As Democrats move forward to pass health care reform attention has focused on a key piece of Senate rules known as budget reconciliation. This post takes Senate vote records covering 13 key reconciliation votes from 1990 to 2007 to show how senators in both parties voted–and how sitting senators voted in the past–on a variety of reconciliation bills.
(Click on the image to the right for a full visualization of these reconciliation votes.)
Reconciliation is a legislative process in the Senate commonly used to pass legislation concerning spending, revenues or the debt-limit. The process has been used 22 times since 1974. More often than not, these bills have been vehicles for large reforms in the tax code, health care and other social programs from education to welfare. One key reason that reconciliation is used for major reforms is that the process is subject to different rules than other bills. Most importantly, reconciliation bills are not subject to cloture votes–the 60 vote supermajority procedure to overcome a filibuster–and thus only require a 50 vote majority to pass.

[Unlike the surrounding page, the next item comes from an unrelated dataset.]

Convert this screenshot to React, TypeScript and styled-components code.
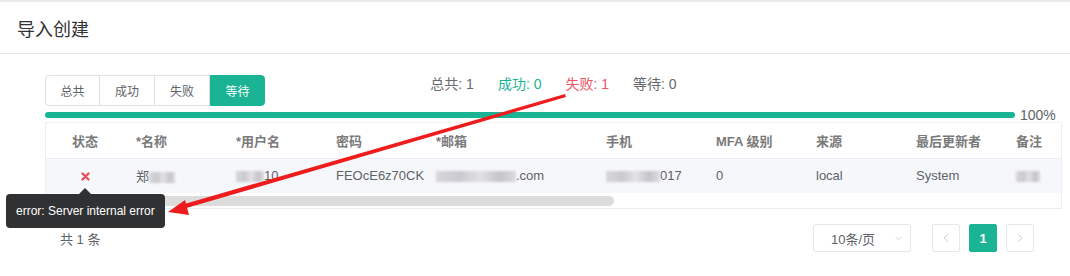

The voting record shows that reconciliation is often used as a way to pass otherwise contentious legislation that could not receive sufficient bipartisan support to reach the 60 vote supermajority necessary to clear a cloture vote. Seven of the thirteen reconciliation measures examined here passed between 1990 and 2007 were almost universally opposed by the minority party while gaining almost total unity in support from the majority using the reconciliation process.